--- Start INFORMATION PROVIDED ---

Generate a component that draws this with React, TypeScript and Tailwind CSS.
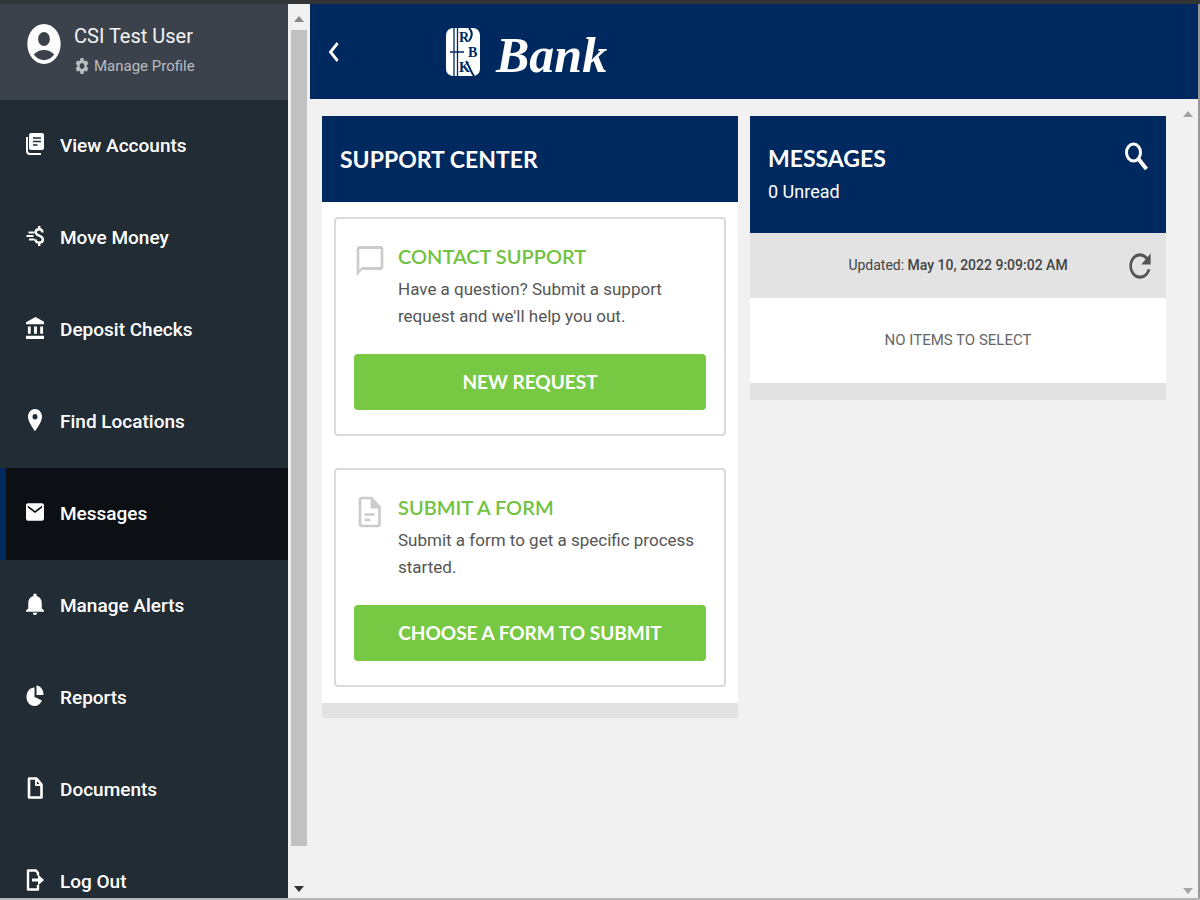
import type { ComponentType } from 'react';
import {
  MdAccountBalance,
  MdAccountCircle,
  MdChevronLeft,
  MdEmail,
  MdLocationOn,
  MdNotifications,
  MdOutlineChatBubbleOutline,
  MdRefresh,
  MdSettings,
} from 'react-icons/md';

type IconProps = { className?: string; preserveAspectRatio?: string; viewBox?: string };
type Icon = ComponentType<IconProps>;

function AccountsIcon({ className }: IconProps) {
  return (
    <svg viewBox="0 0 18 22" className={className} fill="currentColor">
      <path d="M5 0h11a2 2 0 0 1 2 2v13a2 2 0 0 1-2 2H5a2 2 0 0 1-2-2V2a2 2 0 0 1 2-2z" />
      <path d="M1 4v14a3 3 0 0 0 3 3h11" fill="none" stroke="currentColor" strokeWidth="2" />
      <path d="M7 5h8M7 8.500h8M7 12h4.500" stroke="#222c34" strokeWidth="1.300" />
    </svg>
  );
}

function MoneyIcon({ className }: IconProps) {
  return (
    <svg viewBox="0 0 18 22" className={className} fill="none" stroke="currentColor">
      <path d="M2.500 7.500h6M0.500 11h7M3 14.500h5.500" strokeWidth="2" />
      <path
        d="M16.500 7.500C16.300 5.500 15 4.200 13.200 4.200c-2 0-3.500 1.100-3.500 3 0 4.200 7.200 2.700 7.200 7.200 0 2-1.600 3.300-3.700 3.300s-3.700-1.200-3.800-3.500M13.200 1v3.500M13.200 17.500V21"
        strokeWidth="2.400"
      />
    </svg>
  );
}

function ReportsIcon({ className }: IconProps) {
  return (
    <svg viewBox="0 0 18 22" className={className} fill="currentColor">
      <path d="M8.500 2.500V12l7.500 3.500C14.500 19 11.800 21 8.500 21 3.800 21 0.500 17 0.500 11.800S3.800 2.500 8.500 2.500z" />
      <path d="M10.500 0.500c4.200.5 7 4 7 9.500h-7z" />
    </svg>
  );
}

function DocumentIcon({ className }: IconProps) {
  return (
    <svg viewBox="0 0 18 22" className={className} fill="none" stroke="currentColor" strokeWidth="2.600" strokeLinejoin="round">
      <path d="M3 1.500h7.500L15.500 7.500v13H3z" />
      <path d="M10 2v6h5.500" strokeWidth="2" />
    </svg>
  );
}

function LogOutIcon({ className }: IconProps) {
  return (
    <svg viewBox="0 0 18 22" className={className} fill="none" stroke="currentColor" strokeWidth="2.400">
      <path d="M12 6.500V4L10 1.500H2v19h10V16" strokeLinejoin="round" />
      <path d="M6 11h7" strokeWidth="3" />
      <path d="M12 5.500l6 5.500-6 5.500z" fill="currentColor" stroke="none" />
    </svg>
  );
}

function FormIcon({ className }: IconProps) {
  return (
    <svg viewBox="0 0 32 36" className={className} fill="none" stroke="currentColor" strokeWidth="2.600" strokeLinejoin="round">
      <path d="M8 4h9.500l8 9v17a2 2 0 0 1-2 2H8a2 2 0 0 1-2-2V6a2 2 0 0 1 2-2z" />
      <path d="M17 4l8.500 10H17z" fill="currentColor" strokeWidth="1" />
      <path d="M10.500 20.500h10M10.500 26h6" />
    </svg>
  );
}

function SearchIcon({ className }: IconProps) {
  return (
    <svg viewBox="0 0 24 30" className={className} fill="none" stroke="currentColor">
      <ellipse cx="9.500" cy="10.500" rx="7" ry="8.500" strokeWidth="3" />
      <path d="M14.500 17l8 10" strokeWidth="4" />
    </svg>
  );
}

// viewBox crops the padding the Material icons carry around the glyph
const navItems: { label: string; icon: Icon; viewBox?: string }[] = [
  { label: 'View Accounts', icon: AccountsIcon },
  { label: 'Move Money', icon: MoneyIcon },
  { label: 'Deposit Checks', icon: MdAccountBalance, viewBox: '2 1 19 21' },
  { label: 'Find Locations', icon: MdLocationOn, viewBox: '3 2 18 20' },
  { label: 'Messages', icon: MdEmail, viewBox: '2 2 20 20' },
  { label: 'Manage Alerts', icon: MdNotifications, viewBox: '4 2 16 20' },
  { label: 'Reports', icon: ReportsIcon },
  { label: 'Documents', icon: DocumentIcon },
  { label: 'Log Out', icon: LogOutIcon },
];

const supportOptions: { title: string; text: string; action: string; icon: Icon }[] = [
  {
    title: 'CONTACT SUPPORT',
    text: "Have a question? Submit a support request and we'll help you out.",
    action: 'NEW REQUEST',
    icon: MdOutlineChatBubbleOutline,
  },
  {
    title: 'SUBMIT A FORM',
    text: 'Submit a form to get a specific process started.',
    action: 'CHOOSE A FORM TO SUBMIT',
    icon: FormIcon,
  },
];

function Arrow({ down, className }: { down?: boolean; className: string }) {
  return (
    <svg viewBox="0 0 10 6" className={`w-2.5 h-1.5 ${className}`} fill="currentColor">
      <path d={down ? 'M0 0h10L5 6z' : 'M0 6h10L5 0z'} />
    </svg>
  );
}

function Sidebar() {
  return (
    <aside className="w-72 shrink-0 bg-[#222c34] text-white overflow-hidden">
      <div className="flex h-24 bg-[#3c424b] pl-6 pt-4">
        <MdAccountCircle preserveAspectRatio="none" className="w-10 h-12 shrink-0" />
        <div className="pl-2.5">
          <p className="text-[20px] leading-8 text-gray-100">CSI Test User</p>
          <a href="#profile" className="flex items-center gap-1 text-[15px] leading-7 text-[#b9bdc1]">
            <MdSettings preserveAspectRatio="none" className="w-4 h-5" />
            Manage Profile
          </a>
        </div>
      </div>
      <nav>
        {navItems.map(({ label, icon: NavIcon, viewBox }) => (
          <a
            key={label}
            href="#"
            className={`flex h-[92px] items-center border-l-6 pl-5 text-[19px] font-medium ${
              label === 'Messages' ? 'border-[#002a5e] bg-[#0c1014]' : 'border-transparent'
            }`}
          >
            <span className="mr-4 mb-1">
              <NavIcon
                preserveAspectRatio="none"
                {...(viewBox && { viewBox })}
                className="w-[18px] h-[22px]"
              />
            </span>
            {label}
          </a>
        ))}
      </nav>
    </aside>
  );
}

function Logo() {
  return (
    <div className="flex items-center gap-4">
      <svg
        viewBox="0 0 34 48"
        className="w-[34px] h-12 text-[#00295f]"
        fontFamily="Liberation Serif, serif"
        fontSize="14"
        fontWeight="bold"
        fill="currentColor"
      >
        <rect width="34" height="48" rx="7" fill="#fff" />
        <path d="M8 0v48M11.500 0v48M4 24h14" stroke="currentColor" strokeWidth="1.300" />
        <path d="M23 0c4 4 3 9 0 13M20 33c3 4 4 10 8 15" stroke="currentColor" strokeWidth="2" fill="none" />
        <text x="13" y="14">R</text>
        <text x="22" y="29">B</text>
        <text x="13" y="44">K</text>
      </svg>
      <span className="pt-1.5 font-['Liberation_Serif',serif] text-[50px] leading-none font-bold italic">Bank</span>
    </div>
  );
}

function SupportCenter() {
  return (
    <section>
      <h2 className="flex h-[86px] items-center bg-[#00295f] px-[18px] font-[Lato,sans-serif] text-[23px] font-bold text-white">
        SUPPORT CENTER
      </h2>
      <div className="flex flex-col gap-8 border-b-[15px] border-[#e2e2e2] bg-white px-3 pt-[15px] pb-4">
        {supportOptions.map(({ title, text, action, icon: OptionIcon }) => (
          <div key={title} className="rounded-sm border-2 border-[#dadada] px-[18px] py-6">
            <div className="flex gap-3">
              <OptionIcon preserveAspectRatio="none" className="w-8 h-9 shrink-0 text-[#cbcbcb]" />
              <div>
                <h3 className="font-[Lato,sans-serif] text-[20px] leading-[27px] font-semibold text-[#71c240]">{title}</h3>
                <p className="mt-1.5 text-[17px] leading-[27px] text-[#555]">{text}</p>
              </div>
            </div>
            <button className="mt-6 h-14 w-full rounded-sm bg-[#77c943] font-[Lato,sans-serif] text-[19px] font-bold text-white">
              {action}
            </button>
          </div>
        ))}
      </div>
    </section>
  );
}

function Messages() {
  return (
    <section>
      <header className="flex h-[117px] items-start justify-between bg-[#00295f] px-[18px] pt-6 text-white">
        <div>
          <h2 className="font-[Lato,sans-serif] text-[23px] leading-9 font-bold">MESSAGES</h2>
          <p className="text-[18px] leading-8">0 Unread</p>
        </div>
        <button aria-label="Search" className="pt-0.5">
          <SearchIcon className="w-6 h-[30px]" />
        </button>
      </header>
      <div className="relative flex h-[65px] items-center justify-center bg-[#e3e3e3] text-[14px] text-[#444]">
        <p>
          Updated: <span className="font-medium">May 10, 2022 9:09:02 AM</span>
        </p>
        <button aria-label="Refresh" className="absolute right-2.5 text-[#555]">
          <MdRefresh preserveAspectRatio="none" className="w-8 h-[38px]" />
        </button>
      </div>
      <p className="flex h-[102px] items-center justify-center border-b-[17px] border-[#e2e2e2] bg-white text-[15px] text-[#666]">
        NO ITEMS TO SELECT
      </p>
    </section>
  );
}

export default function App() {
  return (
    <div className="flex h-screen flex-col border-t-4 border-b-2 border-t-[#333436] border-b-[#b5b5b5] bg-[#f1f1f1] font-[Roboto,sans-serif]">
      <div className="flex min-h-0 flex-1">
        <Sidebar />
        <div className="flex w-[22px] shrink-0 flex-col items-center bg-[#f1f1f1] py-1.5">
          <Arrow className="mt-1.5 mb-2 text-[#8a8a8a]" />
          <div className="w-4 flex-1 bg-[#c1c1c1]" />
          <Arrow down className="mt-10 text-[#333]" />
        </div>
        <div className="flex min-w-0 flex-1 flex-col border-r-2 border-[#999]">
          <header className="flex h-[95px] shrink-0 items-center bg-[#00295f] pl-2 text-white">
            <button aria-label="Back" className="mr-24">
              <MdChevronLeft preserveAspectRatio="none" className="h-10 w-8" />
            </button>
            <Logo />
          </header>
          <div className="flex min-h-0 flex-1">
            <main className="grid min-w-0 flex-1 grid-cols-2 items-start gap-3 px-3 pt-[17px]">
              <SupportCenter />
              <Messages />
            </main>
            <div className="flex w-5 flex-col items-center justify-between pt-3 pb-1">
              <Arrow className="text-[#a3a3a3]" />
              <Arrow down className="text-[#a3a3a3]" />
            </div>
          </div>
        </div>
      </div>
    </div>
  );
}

--- End INFORMATION PROVIDED ---

-- SHORT PROBLEM --
The lines from the start of the data through the line that contains "type Icon = ComponentType<IconProps>;" are to be returned exactly, please, with both ends included and every picture left out.

-- REPLY TO THE EXERCISE --
Generate a component that draws this with React, TypeScript and Tailwind CSS.
import type { ComponentType } from 'react';
import {
  MdAccountBalance,
  MdAccountCircle,
  MdChevronLeft,
  MdEmail,
  MdLocationOn,
  MdNotifications,
  MdOutlineChatBubbleOutline,
  MdRefresh,
  MdSettings,
} from 'react-icons/md';

type IconProps = { className?: string; preserveAspectRatio?: string; viewBox?: string };
type Icon = ComponentType<IconProps>;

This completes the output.